Second, they need to accept a filename provider object under the filename key. Read more about them in the dedicated documentation section and choose one suitable to your needs.

CsvFileResultWriter

This result writers will write each entity as a row of the CSV file. Aside from all generic options for file result writers mentioned above it also accepts headers array. Passing it will create one header row at the top of the file and will make all entity properties being ordered consistently with headers, otherwise properties will be ordered alphabetically.

This writer depends on League CSV, install it with composer require league/csv "^9.2" first

->addResultWriter(PostEntity::class, new CsvFileResultWriter([
    'filename' => new LiteralFilenameProvider(['filename' => 'posts']),
    'headers' => [
        'date' => 'Published on',
        'title' => 'Title',
        'slug' => 'Slug',
    ],
]))

Since this result writer will create one file for all of its entities you will probably want to use the LiteralFilenameProvider to get the filename.

CSV generation can be customized by setting delimiter, enclosure and escape_char options. You can check PHP manual on fgetcsv to get their meaning.

In order to have UTF-8 characters read properly by Microsoft Excel on Windows you will need a BOM character at the beginning of the file. You can tell Scrawler to insert it for you by setting insert_bom config option to true (false by default).

DatabaseResultWriter

Saves results into almost any of the databases supported by PDO.

This writer depends on Doctrine, install it with composer require doctrine/orm "^2.6" first

In order to configure the database result writer pass connection parameters parameters as connection key, accordingly to the Doctrine documentation. Please note that the URL connection string is not supported, you need to use an array.

You can pass an additional parameter simple_annotations which when set to true parses Doctrine annotations without importing their namespace (false by default).

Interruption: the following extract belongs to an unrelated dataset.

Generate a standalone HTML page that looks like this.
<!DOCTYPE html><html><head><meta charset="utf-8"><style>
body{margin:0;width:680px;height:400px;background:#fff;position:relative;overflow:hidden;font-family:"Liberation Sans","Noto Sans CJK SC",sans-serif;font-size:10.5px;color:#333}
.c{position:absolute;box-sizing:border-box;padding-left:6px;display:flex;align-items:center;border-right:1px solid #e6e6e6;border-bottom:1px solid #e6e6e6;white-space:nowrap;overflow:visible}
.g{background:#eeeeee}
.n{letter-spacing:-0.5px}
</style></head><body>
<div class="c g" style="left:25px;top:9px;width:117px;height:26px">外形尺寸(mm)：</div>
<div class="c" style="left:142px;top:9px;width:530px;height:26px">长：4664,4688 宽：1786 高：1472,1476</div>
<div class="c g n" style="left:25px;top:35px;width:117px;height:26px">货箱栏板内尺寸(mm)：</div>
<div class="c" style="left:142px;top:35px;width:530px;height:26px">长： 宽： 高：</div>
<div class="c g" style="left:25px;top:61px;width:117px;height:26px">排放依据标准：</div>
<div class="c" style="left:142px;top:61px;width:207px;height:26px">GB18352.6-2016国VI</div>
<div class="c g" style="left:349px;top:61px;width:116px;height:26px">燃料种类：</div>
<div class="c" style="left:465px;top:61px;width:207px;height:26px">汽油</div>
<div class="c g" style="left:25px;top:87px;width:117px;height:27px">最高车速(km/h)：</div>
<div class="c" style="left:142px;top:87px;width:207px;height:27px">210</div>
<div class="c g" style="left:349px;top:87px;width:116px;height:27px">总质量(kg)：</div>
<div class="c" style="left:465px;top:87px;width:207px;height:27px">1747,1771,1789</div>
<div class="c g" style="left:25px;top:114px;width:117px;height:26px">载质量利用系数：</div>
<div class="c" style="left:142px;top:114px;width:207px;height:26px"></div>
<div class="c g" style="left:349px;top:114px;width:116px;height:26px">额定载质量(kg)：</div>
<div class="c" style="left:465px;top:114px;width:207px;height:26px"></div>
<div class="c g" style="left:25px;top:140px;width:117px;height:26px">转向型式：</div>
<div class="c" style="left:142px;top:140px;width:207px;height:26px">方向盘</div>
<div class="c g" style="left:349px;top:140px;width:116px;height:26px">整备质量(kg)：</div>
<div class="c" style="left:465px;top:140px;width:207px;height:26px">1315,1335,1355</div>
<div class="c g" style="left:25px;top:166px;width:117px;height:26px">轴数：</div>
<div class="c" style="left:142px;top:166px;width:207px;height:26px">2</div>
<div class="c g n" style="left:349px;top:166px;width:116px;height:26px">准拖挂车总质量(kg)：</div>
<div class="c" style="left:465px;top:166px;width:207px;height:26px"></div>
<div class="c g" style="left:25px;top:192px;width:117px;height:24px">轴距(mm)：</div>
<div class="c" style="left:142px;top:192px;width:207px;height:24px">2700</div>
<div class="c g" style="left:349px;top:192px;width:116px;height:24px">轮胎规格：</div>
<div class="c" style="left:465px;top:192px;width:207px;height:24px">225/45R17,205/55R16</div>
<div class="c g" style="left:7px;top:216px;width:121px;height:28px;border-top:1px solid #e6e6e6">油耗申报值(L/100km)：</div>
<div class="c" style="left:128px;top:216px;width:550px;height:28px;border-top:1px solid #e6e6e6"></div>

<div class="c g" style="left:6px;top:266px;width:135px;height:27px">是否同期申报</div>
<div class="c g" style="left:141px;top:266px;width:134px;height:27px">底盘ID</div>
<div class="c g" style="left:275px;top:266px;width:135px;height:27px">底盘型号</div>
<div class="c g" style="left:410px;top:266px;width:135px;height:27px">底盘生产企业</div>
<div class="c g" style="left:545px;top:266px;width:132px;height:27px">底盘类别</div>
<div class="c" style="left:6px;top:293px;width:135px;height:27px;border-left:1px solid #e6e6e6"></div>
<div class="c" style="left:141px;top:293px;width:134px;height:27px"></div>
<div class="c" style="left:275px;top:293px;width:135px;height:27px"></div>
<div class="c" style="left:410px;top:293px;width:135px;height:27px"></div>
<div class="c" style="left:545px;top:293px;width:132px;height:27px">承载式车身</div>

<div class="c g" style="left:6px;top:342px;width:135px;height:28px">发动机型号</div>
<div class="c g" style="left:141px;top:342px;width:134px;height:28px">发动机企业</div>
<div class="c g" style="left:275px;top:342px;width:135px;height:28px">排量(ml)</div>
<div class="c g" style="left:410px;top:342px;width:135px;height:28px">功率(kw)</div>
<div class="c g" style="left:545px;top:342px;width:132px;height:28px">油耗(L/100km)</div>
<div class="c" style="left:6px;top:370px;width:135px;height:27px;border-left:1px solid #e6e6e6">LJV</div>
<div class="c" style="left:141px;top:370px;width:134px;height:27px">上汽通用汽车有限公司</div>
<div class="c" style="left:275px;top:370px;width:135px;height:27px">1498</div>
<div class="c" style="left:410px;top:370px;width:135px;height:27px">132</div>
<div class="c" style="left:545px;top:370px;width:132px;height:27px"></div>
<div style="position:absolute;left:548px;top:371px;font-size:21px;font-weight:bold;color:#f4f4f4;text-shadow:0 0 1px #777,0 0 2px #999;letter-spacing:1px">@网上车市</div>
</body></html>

Sample configuration for the database result writer might then look like so:

// MySQL
->addResultWriter(PostEntity::class, new DatabaseResultWriter([
    'connection' => [
        'driver'   => 'pdo_mysql',
        'user'     => 'root',
        'password' => '',
        'dbname'   => 'scrawler',
    ],
]))

// SQLite
// Note that relative paths are resolved based on the location Scrawler's CLI
// was called at so it's more reliable to stick to the absolute paths.
->addResultWriter(PostEntity::class, new DatabaseResultWriter([
    'connection' => [
        'driver'   => 'pdo_sqlite',
        'path'     => '/var/scrawler/results.sqlite',
    ],
    'simple_annotations' => true,
]))

To use this writer you need to describe all entities used by it with Doctrine annotation mappings. Relationships are not supported at the time of writing.

The database will be created if it doesn't exist and the user specified in the connection has permissions to add new database. When running Scrawler, all tables described by the entities assigned to this result writer will be dropped and created from scratch with fresh data.

DumpResultWriter

This is probably the simplest result writer available. All it does is dumping the entity into the console. It tries to use the VarDumper component from Symfony to provide maximum readability, so you might want to install it (composer require symfony/var-dumper) since otherwise Scrawler will fall back to simple var_dump() call.

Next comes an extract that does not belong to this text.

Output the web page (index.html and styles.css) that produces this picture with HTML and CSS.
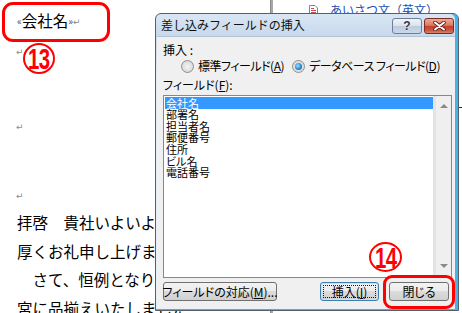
FILE: index.html
```
<!DOCTYPE html>
<html lang="ja">
<head>
<meta charset="utf-8">
<title>差し込みフィールドの挿入</title>
<link rel="stylesheet" href="styles.css">
</head>
<body>
<div class="page">
  <div class="doc">
    <div class="field-box"><span class="chev">«</span>会社名<span class="chev">»</span><span class="ret">↵</span></div>
    <div class="mark m1"><span class="ret">↵</span></div>
    <div class="mark m2"><span class="ret">↵</span></div>
    <div class="mark m3"><span class="ret">↵</span></div>
    <div class="body-text">
      <p>拝啓　貴社いよいよご清栄のこととお慶び申し上げます。</p>
      <p>厚くお礼申し上げます。</p>
      <p>　さて、恒例となりました</p>
      <p>宮に品揃えいたしました</p>
    </div>
  </div>
  <div class="sep"></div>
  <div class="pane">
    <div class="pane-item">
      <svg class="doc-icon" width="9" height="11" viewBox="0 0 9 11"><path d="M0.5 0.5H6L8.5 3V10.5H0.5Z" fill="#fff" stroke="#7a8490"/><path d="M2 3.5H5M2 5.5H7M2 7.5H7" stroke="#c0504d" stroke-width="1"/></svg>
      <span class="pane-link">あいさつ文（英文）</span>
    </div>
    <div class="pane-rule"></div>
  </div>
</div>

<div class="circ c13"><span>13</span></div>

<div class="dialog">
  <div class="titlebar">
    <span class="title">差し込みフィールドの挿入</span>
    <div class="tbtns">
      <span class="tb tb-help">?</span>
      <span class="tb tb-close"><svg width="13" height="10" viewBox="0 0 13 10"><path d="M2 1.5L11 8.5M11 1.5L2 8.5" stroke="#5a2218" stroke-width="3.6" stroke-linecap="round"/><path d="M2 1.5L11 8.5M11 1.5L2 8.5" stroke="#fff" stroke-width="2" stroke-linecap="round"/></svg></span>
    </div>
  </div>
  <div class="content">
    <div class="row">挿入 :</div>
    <div class="row radio-row">
      <span class="opt opt1"><span class="radio"></span><span class="opt-label">標準フィールド(<u>A</u>)</span></span>
      <span class="opt"><span class="radio on"><span class="dot"></span></span><span class="opt-label">データベース フィールド(<u>D</u>)</span></span>
    </div>
    <div class="row fld-label">フィールド(<u>F</u>):</div>
    <div class="listbox">
      <div class="items">
        <div class="item sel">会社名</div>
        <div class="item">部署名</div>
        <div class="item">担当者名</div>
        <div class="item">郵便番号</div>
        <div class="item">住所</div>
        <div class="item">ビル名</div>
        <div class="item">電話番号</div>
      </div>
      <div class="scroll">
        <span class="arrow up"></span>
        <span class="arrow down"></span>
      </div>
    </div>
    <div class="buttons">
      <span class="btn btn-map">フィールドの対応(<u>M</u>)...</span>
      <span class="btn btn-insert"><span class="focus">挿入(<u>I</u>)</span></span>
      <span class="btn btn-close">閉じる</span>
    </div>
  </div>
</div>

<div class="circ c14"><span>14</span></div>
<div class="red-box"></div>
</body>
</html>
```
FILE: styles.css
```
html, body {
  margin: 0;
  padding: 0;
}
body {
  width: 462px;
  height: 313px;
  overflow: hidden;
  position: relative;
  background: #fff;
  font-family: "Noto Sans CJK JP", sans-serif;
  color: #000;
}
.page {
  display: flex;
  height: 313px;
}
.doc {
  width: 270px;
  flex: none;
  overflow: hidden;
  padding-top: 2px;
  font-size: 15.5px;
}
.field-box {
  margin-left: 2px;
  width: 108px;
  height: 40px;
  box-sizing: border-box;
  border: 3px solid #ff0000;
  border-radius: 11px;
  padding-left: 12px;
  line-height: 30px;
  white-space: nowrap;
}
.chev {
  font-size: 10px;
  color: #3d4e78;
  vertical-align: 2px;
}
.ret {
  font-family: "DejaVu Sans", sans-serif;
  font-size: 9px;
  color: #8a8a8a;
  vertical-align: 2px;
}
.mark {
  margin-left: 16px;
  height: 16px;
  line-height: 16px;
}
.m2 { margin-top: 59px; }
.m3 { margin-top: 53px; }
.body-text {
  margin-top: 6px;
  margin-left: 17px;
  white-space: nowrap;
}
.body-text p {
  margin: 0;
  line-height: 28.5px;
  height: 28.5px;
}
.sep {
  width: 3px;
  flex: none;
  background: #a7a7a7;
  border-left: 1px solid #8a8a8a;
  box-sizing: border-box;
}
.pane {
  flex: 1;
  background: #fff;
}
.pane-item {
  display: flex;
  align-items: center;
  padding-left: 36px;
  margin-top: 3px;
  height: 14px;
  gap: 12px;
}
.doc-icon { flex: none; }
.pane-link {
  font-size: 12px;
  color: #1f4fb0;
  white-space: nowrap;
  line-height: 14px;
}
.pane-rule {
  margin-top: 90px;
  border-top: 1px solid #333;
}

/* annotations */
.circ {
  position: absolute;
  box-sizing: border-box;
  border: 2px solid #ff0000;
  border-radius: 50%;
  display: flex;
  align-items: center;
  justify-content: center;
  color: #ff0000;
  font-family: "Liberation Sans", sans-serif;
  font-weight: bold;
  font-size: 30px;
  line-height: 1;
  background: transparent;
}
.circ span {
  display: inline-block;
  transform: scaleX(0.68);
  letter-spacing: -1px;
  margin-top: 1px;
}
.c13 { left: 23px; top: 43px; width: 32px; height: 31px; }
.c14 { left: 369px; top: 242px; width: 33px; height: 30px; }
.red-box {
  position: absolute;
  left: 383px;
  top: 275px;
  width: 72px;
  height: 34px;
  box-sizing: border-box;
  border: 3px solid #ff0000;
  border-radius: 9px;
}

/* dialog */
.dialog {
  position: absolute;
  left: 155px;
  top: 13px;
  width: 304px;
  height: 298px;
  box-sizing: border-box;
  border: 1px solid #55606c;
  border-radius: 6px 6px 0 0;
  background: linear-gradient(#d9e6f4, #c8d9ec 22px, #e2ebf5 60px, #e8eff7);
  box-shadow: inset -3px 0 0 #46b3e8, inset 0 -1px 0 #46b3e8;
  display: flex;
  flex-direction: column;
  font-size: 12px;
  font-feature-settings: "palt" 1;
}
.titlebar {
  height: 22px;
  flex: none;
  display: flex;
  justify-content: space-between;
  padding-left: 5px;
  padding-right: 4px;
}
.title {
  line-height: 22px;
  font-feature-settings: normal;
  font-size: 12px;
  color: #101010;
  white-space: nowrap;
}
.tbtns {
  display: flex;
  gap: 2px;
  padding-top: 4px;
}
.tb {
  width: 30px;
  height: 16px;
  box-sizing: border-box;
  border-radius: 3px;
  display: flex;
  align-items: center;
  justify-content: center;
}
.tb-help {
  border: 1px solid #6c7f98;
  background: linear-gradient(#f0f4f9, #d8e2ee 50%, #bccbdd 50%, #cbd8e8);
  font-family: "Liberation Sans", sans-serif;
  font-weight: bold;
  font-size: 12px;
  color: #2c3a4a;
  text-shadow: 0 0 2px #fff;
}
.tb-close {
  border: 1px solid #7b2c22;
  background: linear-gradient(#eba999, #dc7b65 45%, #c4402c 52%, #cd5540 80%, #dc8168);
}
.content {
  flex: 1;
  margin: 0 3px 2px 1px;
  background: #f0f0f0;
  border-top: 1px solid #b3c3d6;
  padding: 5px 3px 0 6px;
  display: flex;
  flex-direction: column;
}
.row {
  height: 16px;
  line-height: 16px;
  white-space: nowrap;
}
.radio-row {
  display: flex;
  align-items: center;
  padding-left: 18px;
}
.opt {
  display: flex;
  align-items: center;
  gap: 4px;
  flex: none;
}
.opt1 { width: 111px; }
.opt-label { letter-spacing: -0.5px; }
.radio {
  width: 13px;
  height: 13px;
  box-sizing: border-box;
  border-radius: 50%;
  border: 1px solid #8e8f8f;
  background: radial-gradient(circle at 50% 50%, #f4f4f4 0, #e4e4e4 45%, #cfcfcf 100%);
  display: flex;
  align-items: center;
  justify-content: center;
  flex: none;
}
.radio .dot {
  width: 7px;
  height: 7px;
  border-radius: 50%;
  background: radial-gradient(circle at 40% 40%, #9fe4ff 0, #2a8ad8 55%, #0b3f80 100%);
}
.fld-label { margin-top: 3px; }
.listbox {
  margin-top: 2px;
  height: 183px;
  box-sizing: border-box;
  border: 1px solid #828790;
  background: #fff;
  display: flex;
  flex: none;
}
.items {
  flex: 1;
  padding-top: 1px;
  padding-left: 1px;
}
.item {
  height: 11.7px;
  line-height: 11.7px;
  padding-left: 1px;
  white-space: nowrap;
  font-size: 11px;
}
.item.sel {
  background: #3399ff;
  color: #fff;
  height: 12px;
  line-height: 12px;
}
.scroll {
  width: 18px;
  flex: none;
  background: linear-gradient(90deg, #e4e4e4 0 3px, #efefef 3px);
  display: flex;
  flex-direction: column;
  justify-content: space-between;
  align-items: center;
  padding: 8px 0 9px 3px;
  box-sizing: border-box;
}
.arrow {
  width: 0;
  height: 0;
  border-left: 4px solid transparent;
  border-right: 4px solid transparent;
}
.arrow.up { border-bottom: 4px solid #8a8a8a; }
.arrow.down { border-top: 4px solid #8a8a8a; }
.buttons {
  margin-top: 4px;
  display: flex;
  height: 19px;
  padding-right: 3px;
}
.btn {
  height: 19px;
  box-sizing: border-box;
  border: 1px solid #707070;
  border-radius: 3px;
  background: linear-gradient(#f3f3f3, #ebebeb 50%, #dcdcdc 50%, #cfcfcf);
  display: flex;
  align-items: center;
  justify-content: center;
  white-space: nowrap;
  line-height: 15px;
  font-size: 12px;
}
.btn-map { width: 114px; }
.btn-insert {
  width: 59px;
  margin-left: auto;
  border-color: #3c7fb1;
  box-shadow: inset 0 0 0 1px #bfe6f8;
  padding: 2px;
}
.focus {
  flex: 1;
  align-self: stretch;
  border: 1px dotted #1a1a1a;
  display: flex;
  align-items: center;
  justify-content: center;
}
.btn-close {
  width: 60px;
  margin-left: 10px;
}
```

This result writer does not define any additional configuration options.

JsonFileResultWriter

This block implementation will store each of your entities into single JSON file. Every entity property will be used as property name in the resulting file.

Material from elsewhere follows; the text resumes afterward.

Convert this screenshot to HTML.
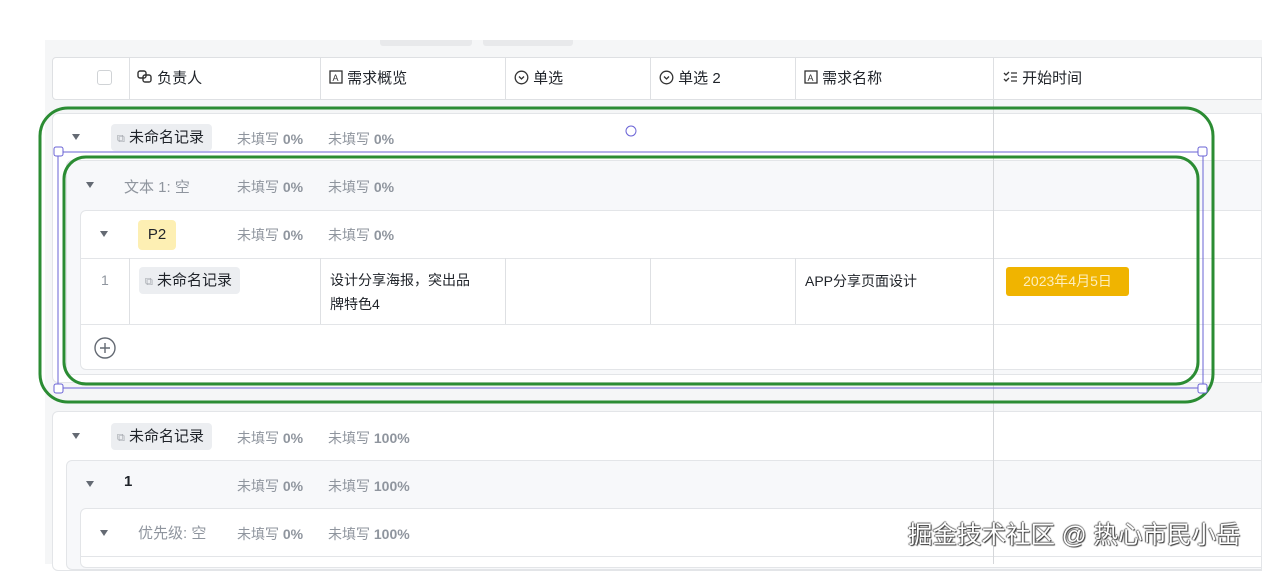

This is a file result writer. You might want to read the general section about them.

Aside from options specific to all file result writers the JSON result writer can accept options confiuration key which will be passed as options to the json_encode() PHP function. The default value is JSON_PRETTY_PRINT | JSON_UNESCAPED_UNICODE.

TemplateFileResultWriter

The most generic out of all file result writers. Does not have any particular assumpions - instead it only takes template string where you can use variables referencing fields defined by your entity getters.

Aside from specifying template string under template configuration key you can also set the extension. Omitting that key or setting it explicitly to null will result in files being created with no extension.

->addResultWriter(PostEntity::class, new TemplateFileResultWriter([
    'directory' => 'posts/',
    'extension' => 'txt',
    'filename' => new IncrementalFilenameProvider(),
    'template' => 'Published at {{date}}'
]))

In real-life examples you will probably want to load the template from file and keep it outside of your main configuration. Currently variable names are limited to [a-zA-Z_] so it's better not to be too cratetive with getter names for this use-case. You can insert any number tabs or spaces between variable names and curly braces delimiting it. Finally, the variable with no counterpart in the defined getters will result in the variable being printed directly into the result file, like so: Published at {{date}}.

Even though this result writer can theoretically replace many others (you could even type JSON template by hand) you should use specialized writers whenever possible, including writing your own implementations.